### EXERCISE OBJECTIVE
Select each line where the word "index" appears.

### RAW DATA
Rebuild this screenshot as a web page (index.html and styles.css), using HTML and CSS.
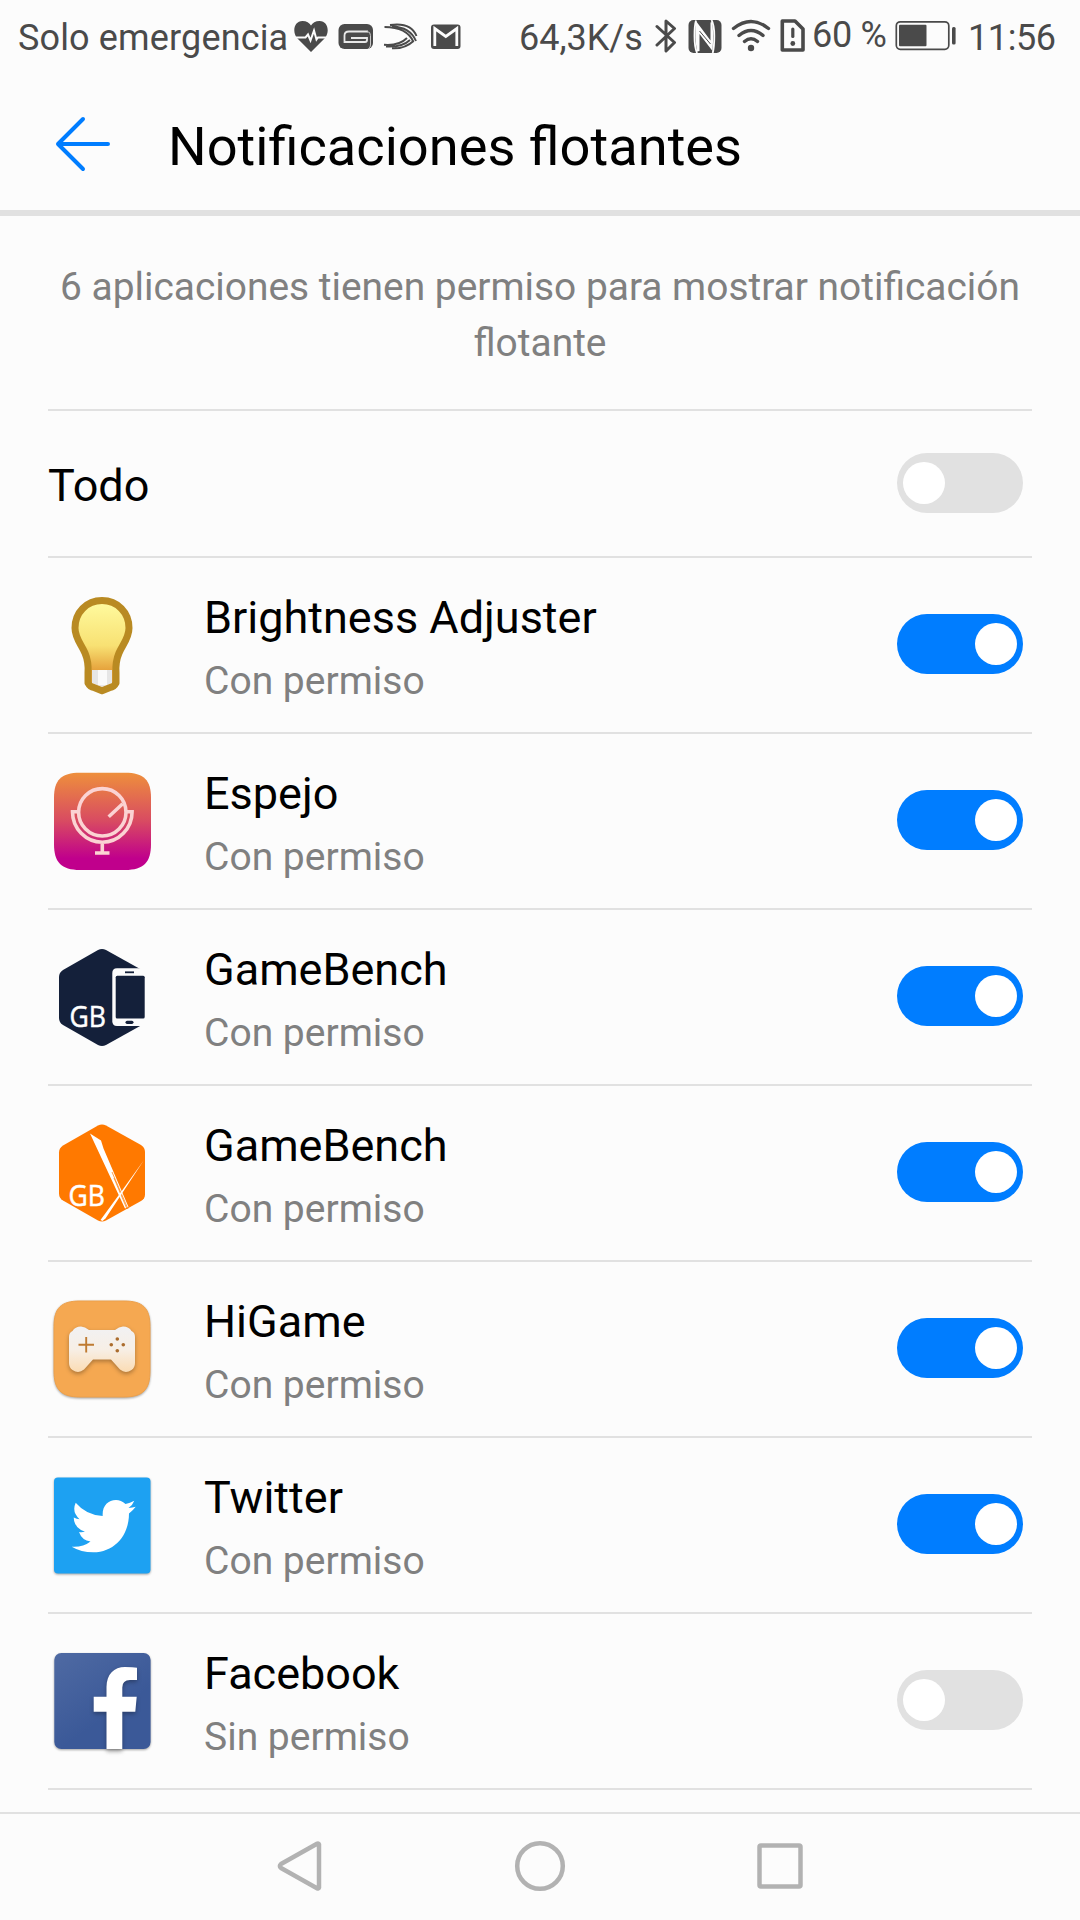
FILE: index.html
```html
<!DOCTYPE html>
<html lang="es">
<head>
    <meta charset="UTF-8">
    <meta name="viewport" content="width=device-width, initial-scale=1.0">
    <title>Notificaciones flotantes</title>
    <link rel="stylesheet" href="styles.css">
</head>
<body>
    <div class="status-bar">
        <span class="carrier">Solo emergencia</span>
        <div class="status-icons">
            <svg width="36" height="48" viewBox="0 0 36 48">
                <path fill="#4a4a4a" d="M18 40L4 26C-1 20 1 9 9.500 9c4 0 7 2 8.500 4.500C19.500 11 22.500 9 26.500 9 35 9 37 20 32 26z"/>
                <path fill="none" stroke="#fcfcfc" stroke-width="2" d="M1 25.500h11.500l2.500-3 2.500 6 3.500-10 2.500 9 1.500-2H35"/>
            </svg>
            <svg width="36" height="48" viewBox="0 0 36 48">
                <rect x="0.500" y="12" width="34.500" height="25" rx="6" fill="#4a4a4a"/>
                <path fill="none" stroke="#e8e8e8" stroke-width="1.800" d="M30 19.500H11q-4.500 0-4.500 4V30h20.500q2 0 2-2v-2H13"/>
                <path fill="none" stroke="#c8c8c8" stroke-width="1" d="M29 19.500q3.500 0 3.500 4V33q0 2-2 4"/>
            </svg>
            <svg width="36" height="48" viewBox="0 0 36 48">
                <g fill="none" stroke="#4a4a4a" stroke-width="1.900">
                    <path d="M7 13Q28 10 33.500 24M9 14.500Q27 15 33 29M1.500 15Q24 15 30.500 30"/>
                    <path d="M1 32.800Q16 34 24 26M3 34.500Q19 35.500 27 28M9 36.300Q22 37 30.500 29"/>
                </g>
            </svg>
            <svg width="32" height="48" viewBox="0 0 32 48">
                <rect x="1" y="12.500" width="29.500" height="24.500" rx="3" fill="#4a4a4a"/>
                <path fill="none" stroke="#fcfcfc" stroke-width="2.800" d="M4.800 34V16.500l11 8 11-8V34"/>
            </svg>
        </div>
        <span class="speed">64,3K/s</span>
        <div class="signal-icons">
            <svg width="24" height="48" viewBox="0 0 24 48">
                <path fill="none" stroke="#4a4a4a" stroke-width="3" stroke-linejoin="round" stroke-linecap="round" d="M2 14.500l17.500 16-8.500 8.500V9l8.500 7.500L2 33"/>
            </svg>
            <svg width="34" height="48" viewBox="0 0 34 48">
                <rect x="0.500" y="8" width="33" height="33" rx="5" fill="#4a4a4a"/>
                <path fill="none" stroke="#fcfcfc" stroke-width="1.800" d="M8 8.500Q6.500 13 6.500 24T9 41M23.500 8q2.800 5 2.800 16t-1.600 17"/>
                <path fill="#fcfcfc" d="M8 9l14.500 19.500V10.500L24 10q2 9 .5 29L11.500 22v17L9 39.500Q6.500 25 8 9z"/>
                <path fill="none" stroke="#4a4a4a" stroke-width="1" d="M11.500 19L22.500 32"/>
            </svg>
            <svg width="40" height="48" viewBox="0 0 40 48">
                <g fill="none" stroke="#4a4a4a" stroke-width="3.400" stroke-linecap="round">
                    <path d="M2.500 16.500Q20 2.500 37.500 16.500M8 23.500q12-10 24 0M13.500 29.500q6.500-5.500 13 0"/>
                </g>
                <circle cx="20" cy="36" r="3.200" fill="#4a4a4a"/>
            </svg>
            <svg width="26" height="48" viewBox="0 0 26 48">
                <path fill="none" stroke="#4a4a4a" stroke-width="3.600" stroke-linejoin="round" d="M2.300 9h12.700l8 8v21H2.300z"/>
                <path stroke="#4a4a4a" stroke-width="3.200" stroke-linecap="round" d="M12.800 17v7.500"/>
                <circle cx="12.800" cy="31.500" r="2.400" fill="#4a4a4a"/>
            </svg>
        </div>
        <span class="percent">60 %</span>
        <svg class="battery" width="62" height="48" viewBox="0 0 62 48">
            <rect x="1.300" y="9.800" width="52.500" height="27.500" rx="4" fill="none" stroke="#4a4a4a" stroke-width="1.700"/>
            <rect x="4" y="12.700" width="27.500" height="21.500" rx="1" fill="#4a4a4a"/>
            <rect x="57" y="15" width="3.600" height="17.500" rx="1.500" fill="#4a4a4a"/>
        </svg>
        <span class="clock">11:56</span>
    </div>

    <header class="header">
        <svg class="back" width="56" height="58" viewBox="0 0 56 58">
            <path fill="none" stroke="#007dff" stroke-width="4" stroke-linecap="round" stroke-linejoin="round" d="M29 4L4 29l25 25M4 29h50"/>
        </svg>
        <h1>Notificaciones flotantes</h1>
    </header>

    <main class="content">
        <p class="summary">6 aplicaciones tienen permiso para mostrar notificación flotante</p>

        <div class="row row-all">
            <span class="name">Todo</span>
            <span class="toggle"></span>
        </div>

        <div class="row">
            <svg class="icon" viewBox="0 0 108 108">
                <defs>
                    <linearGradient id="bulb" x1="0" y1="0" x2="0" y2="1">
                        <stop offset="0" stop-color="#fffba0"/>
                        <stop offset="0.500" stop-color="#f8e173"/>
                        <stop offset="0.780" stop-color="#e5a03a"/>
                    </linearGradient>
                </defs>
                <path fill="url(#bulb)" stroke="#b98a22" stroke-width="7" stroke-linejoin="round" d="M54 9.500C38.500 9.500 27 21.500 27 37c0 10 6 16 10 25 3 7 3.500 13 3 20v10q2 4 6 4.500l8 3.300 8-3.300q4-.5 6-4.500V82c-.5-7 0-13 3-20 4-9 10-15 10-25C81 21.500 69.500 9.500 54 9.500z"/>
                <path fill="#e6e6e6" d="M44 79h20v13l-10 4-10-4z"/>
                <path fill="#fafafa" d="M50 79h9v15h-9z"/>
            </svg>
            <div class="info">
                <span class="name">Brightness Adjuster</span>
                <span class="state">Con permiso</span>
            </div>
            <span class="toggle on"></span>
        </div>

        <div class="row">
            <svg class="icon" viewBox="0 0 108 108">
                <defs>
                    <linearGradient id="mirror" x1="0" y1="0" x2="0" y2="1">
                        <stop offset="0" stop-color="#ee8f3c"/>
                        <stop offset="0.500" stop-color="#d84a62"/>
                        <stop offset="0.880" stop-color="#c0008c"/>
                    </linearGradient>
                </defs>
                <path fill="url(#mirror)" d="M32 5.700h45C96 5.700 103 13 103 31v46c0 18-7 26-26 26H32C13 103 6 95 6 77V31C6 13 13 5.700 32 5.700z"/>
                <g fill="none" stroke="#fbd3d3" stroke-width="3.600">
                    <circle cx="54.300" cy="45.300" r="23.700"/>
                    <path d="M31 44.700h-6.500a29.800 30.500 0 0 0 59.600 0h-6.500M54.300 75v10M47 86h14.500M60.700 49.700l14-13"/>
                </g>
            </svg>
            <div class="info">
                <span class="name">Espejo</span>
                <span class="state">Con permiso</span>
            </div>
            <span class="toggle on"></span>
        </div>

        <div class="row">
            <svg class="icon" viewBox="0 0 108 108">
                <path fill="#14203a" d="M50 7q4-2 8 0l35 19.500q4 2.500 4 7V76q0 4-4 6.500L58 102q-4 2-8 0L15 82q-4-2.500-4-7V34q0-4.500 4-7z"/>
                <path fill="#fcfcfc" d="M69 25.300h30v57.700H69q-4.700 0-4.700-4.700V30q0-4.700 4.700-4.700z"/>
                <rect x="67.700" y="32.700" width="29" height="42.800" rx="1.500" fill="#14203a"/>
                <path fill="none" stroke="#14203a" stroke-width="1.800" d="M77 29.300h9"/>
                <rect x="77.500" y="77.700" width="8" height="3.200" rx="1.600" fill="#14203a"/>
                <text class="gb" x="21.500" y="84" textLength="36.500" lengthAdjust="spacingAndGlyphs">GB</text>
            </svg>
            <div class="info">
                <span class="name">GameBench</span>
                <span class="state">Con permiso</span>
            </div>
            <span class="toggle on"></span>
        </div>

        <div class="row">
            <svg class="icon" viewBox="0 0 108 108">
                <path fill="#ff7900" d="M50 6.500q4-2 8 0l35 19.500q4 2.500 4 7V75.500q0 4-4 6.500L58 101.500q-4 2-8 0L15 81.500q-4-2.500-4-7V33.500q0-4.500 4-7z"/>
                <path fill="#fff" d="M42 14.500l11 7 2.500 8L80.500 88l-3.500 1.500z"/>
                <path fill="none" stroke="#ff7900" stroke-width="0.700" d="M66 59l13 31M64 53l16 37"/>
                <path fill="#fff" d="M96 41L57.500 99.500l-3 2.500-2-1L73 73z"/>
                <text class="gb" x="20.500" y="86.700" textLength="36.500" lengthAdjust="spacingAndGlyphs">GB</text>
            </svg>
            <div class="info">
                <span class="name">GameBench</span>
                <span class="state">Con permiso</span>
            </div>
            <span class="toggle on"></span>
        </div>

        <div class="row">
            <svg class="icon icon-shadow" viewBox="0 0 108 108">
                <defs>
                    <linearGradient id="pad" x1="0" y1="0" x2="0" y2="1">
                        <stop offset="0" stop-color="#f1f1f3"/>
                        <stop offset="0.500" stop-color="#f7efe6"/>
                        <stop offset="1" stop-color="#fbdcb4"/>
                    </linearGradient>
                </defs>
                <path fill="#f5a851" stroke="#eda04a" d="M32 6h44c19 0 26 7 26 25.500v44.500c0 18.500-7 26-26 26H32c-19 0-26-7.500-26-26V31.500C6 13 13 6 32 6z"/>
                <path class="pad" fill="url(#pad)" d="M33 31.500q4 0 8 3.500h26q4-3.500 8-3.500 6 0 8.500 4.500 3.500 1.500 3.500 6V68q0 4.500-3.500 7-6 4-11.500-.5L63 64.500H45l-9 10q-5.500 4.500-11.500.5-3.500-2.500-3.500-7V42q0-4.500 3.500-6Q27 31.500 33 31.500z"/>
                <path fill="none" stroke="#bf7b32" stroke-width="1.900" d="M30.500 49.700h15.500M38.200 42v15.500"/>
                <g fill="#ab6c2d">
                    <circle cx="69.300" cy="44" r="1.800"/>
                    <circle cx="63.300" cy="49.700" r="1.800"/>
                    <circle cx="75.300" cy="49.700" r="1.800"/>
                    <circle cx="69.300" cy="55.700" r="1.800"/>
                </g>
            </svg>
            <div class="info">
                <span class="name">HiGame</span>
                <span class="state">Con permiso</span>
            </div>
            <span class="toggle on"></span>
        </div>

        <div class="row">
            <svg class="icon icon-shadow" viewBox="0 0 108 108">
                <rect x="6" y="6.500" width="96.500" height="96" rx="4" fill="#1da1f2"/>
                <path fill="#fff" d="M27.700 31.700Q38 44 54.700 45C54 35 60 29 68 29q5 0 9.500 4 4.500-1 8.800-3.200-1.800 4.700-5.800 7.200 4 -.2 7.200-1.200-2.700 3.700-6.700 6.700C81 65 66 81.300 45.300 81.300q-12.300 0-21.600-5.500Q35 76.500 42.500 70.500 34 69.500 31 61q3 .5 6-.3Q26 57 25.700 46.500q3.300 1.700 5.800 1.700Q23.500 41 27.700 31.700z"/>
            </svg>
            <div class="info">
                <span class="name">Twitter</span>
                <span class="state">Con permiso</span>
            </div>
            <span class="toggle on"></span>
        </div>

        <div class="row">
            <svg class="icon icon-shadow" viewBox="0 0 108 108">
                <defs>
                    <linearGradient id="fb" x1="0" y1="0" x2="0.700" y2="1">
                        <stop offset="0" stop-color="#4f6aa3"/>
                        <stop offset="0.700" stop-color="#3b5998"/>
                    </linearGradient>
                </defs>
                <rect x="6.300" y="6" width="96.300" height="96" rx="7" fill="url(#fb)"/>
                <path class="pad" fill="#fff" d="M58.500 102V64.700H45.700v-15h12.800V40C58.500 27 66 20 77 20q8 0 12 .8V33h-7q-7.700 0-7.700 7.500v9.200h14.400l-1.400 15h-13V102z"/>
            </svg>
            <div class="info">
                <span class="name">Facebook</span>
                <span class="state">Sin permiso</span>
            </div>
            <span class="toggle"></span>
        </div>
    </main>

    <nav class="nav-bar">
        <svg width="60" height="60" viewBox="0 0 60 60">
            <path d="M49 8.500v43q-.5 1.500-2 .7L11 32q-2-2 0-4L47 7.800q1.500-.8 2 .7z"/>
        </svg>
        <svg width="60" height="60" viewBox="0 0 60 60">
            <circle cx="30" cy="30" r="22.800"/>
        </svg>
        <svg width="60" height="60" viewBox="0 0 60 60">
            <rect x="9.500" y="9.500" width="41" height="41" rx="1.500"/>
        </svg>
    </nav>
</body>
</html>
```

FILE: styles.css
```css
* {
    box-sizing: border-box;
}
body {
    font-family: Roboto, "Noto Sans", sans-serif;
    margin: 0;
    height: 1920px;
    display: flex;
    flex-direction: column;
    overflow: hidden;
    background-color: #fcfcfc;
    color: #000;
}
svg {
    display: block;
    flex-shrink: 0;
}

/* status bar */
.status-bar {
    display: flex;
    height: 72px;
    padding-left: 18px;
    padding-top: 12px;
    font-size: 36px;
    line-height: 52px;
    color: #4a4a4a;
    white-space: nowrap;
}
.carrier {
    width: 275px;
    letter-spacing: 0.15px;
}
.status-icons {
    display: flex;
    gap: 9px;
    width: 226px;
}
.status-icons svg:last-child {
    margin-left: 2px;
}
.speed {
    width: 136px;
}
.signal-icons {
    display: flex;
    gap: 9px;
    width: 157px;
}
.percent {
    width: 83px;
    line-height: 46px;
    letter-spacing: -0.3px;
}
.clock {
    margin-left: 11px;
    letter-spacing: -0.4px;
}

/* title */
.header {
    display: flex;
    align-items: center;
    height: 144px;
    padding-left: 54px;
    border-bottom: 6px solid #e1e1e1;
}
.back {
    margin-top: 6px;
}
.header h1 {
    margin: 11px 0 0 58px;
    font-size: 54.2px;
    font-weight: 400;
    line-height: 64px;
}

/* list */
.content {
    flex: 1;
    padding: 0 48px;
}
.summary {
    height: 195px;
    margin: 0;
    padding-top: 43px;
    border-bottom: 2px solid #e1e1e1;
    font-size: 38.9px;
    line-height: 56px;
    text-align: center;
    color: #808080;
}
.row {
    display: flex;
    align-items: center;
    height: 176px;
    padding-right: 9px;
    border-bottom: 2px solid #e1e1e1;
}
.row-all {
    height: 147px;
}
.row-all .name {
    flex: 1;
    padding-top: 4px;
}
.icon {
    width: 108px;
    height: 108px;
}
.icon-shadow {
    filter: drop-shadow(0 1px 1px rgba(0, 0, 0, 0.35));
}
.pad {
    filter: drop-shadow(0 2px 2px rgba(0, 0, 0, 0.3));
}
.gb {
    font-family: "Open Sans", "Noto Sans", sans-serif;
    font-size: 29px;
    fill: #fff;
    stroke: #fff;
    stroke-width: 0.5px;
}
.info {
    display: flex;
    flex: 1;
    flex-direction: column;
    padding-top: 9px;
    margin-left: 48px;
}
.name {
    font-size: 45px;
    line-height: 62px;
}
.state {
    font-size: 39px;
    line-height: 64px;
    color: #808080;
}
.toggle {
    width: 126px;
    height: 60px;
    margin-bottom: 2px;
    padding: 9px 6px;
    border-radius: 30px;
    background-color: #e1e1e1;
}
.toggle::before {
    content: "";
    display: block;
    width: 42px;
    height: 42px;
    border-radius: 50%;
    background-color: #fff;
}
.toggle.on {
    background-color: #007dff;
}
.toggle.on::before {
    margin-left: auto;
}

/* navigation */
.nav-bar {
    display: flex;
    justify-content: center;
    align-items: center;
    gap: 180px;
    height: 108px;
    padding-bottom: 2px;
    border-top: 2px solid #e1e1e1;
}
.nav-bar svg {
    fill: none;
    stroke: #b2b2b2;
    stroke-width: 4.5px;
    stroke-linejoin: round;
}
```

### CORRECT ANSWER
Rebuild this screenshot as a web page (index.html and styles.css), using HTML and CSS.
FILE: index.html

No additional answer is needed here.